- [WHAT YOU ARE ASKED TO DO]
Search the material below for the string "React" and list each line that holds it.

- [EXTRACTED RECORDS]

* start *

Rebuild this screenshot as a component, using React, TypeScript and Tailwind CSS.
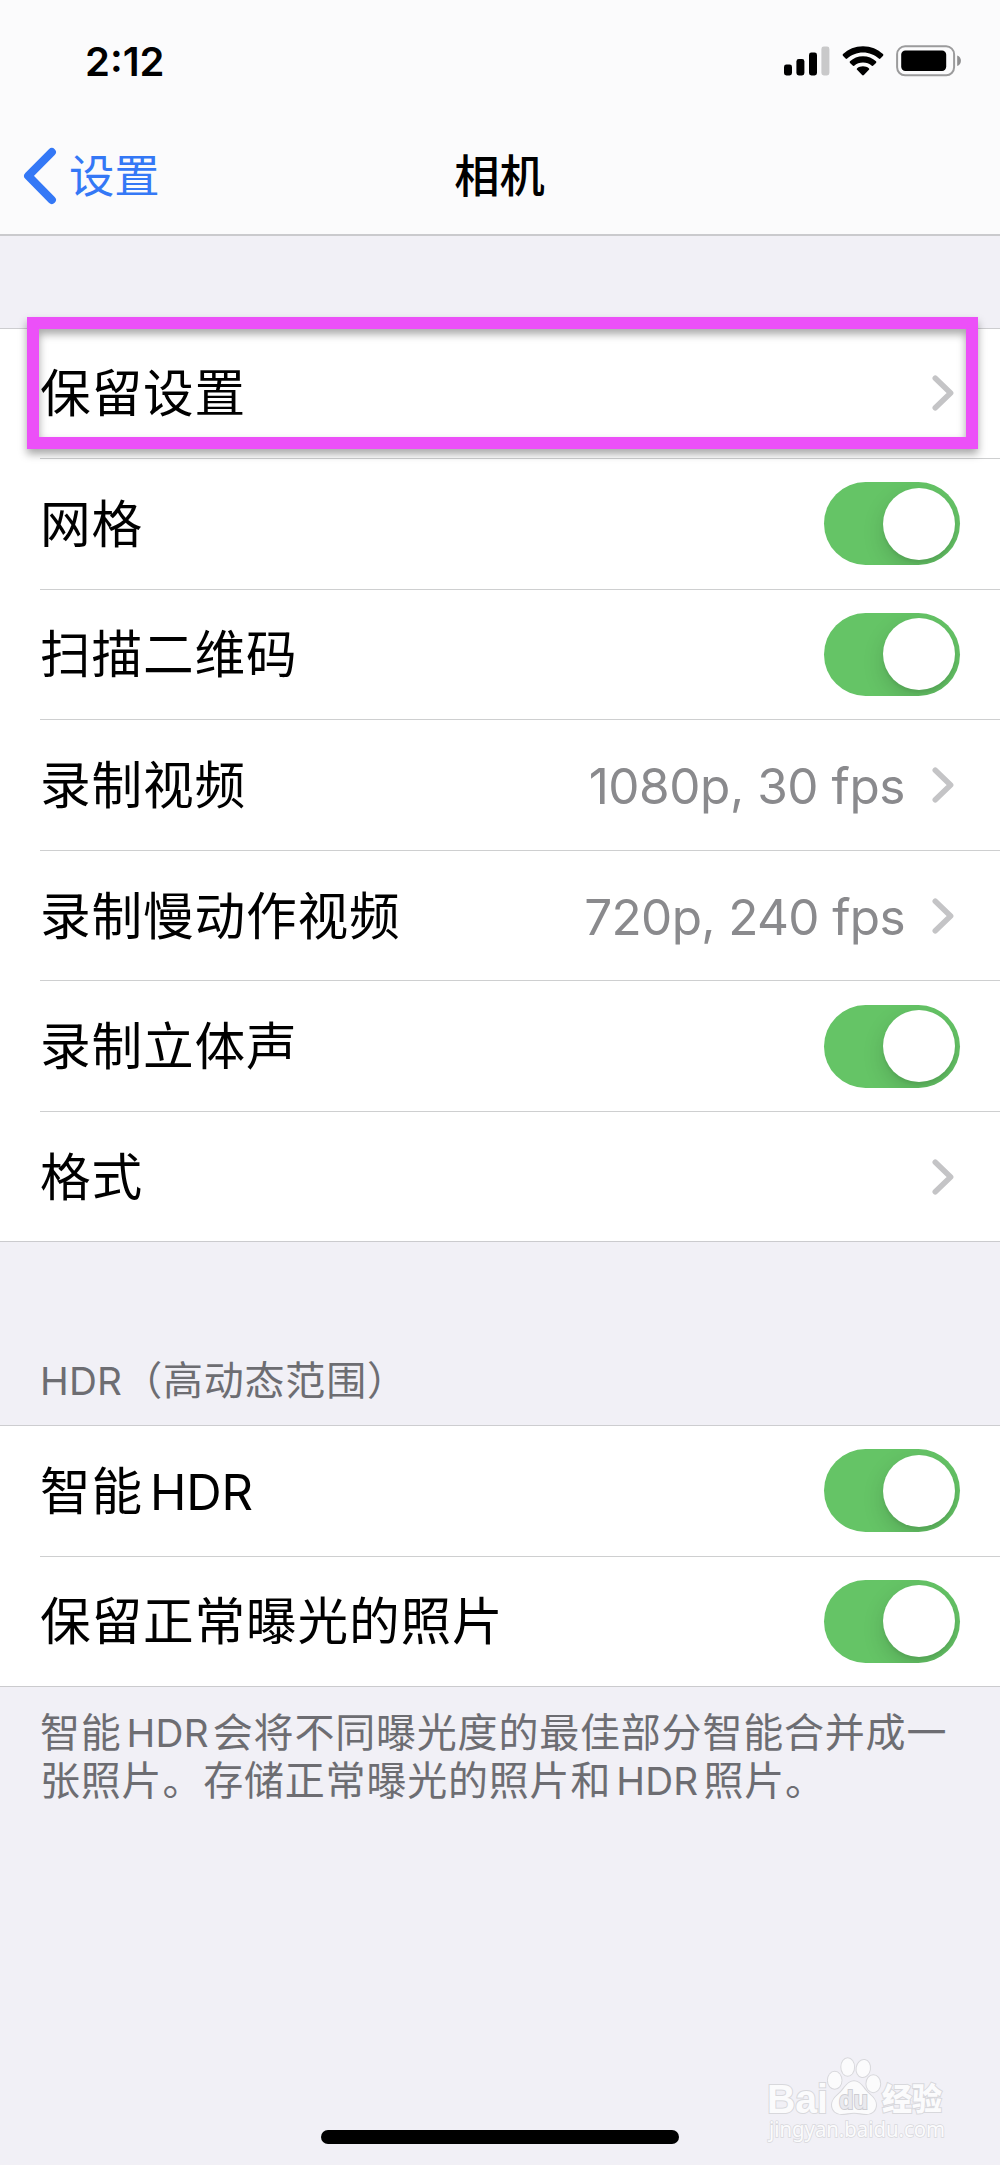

* end *
* start *

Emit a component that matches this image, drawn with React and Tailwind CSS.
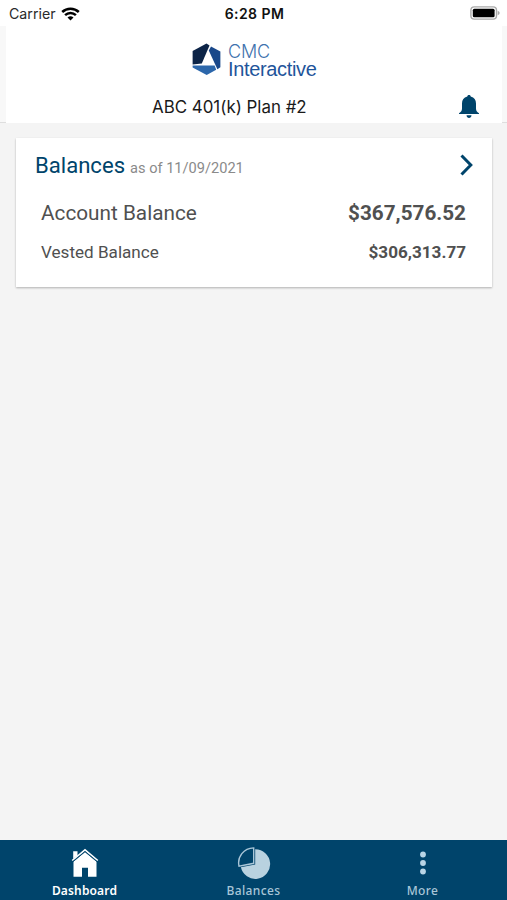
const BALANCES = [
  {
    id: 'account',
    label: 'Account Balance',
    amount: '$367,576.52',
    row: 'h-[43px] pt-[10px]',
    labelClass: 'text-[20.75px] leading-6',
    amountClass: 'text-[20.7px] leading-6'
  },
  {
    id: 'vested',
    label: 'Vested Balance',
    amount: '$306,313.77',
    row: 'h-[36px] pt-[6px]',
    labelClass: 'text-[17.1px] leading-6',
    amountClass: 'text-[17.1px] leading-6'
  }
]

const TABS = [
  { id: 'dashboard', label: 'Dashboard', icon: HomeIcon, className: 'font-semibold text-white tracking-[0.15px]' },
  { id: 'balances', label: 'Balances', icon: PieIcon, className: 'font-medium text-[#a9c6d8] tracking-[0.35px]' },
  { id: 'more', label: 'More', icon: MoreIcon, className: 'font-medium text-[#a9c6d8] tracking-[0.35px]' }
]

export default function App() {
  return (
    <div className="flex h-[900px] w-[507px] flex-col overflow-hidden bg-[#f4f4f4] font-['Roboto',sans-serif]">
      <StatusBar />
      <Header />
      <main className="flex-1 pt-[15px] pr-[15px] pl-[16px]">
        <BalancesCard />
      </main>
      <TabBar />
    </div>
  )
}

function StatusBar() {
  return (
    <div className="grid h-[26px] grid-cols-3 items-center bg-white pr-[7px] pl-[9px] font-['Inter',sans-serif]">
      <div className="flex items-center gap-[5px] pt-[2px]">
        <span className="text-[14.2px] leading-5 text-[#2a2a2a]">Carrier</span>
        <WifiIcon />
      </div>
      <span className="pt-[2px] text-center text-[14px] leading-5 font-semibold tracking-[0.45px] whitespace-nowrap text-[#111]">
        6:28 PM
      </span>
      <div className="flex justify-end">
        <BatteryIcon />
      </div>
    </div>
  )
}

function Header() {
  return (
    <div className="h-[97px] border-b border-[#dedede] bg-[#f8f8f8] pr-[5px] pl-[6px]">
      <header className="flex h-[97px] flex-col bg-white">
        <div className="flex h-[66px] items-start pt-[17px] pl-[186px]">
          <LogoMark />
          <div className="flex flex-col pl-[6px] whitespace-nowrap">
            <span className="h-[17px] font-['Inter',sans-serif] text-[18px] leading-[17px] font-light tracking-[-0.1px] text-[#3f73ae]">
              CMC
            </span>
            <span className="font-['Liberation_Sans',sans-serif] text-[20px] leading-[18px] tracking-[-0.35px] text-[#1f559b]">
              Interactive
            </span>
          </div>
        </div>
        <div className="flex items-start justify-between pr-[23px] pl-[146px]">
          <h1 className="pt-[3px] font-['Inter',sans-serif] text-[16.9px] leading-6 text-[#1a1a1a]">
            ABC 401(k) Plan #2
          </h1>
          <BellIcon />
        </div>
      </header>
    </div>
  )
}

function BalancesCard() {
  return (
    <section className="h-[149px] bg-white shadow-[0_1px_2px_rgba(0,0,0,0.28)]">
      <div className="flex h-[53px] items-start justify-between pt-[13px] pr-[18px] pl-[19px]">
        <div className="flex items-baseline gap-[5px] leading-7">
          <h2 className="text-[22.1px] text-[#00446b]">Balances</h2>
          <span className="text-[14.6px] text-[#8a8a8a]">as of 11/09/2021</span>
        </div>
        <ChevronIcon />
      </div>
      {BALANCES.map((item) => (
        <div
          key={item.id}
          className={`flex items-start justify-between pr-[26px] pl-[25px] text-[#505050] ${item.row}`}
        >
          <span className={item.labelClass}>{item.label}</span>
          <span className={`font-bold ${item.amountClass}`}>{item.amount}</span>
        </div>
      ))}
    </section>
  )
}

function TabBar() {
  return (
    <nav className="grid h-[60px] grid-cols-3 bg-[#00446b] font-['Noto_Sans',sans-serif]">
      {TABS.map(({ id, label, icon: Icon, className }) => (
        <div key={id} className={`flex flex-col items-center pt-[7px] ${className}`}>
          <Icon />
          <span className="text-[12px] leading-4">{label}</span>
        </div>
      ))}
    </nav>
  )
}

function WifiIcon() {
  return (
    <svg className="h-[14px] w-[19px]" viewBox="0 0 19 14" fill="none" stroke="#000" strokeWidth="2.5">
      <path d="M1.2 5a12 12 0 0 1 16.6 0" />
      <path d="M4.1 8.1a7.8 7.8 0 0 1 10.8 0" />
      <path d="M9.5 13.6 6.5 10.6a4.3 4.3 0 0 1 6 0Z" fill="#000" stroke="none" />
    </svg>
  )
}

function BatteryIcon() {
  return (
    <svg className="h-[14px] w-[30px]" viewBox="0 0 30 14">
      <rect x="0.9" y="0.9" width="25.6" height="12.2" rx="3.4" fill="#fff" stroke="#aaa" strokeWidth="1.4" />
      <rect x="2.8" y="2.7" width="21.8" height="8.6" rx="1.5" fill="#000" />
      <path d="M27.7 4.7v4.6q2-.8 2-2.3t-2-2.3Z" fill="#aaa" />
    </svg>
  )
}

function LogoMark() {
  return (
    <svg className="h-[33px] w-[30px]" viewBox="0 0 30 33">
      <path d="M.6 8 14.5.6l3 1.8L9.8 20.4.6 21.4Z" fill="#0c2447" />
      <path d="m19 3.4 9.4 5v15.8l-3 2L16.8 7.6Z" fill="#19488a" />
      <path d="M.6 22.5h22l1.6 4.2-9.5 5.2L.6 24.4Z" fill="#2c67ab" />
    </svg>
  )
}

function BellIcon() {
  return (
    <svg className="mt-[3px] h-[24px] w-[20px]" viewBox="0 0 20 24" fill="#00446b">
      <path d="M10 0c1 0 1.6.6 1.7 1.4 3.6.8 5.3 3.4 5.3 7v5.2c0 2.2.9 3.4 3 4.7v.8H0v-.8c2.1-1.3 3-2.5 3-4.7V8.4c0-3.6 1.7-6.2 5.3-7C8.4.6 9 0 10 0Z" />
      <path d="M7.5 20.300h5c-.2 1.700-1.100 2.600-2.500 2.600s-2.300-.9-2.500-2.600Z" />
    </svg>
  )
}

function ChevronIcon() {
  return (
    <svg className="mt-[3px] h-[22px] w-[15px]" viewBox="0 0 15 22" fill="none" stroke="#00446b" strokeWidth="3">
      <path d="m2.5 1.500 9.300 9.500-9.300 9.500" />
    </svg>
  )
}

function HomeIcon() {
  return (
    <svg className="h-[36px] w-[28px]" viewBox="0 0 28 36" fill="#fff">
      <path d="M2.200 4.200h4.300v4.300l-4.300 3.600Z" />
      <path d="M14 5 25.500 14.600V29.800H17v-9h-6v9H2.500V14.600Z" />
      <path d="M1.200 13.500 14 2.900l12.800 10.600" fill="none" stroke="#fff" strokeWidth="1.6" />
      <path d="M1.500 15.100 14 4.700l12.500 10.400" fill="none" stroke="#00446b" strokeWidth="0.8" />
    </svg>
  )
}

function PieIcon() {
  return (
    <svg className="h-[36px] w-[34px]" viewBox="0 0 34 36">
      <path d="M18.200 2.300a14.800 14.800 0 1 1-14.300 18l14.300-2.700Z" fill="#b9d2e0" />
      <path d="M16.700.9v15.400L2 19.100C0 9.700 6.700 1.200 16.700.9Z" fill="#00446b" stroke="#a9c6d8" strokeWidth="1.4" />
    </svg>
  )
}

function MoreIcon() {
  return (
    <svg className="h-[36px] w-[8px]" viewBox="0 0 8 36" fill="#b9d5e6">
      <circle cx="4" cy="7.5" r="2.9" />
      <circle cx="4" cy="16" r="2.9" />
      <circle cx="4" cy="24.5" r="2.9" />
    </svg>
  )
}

* end *

- [RESULT OF THE EXERCISE]
Rebuild this screenshot as a component, using React, TypeScript and Tailwind CSS.
Emit a component that matches this image, drawn with React and Tailwind CSS.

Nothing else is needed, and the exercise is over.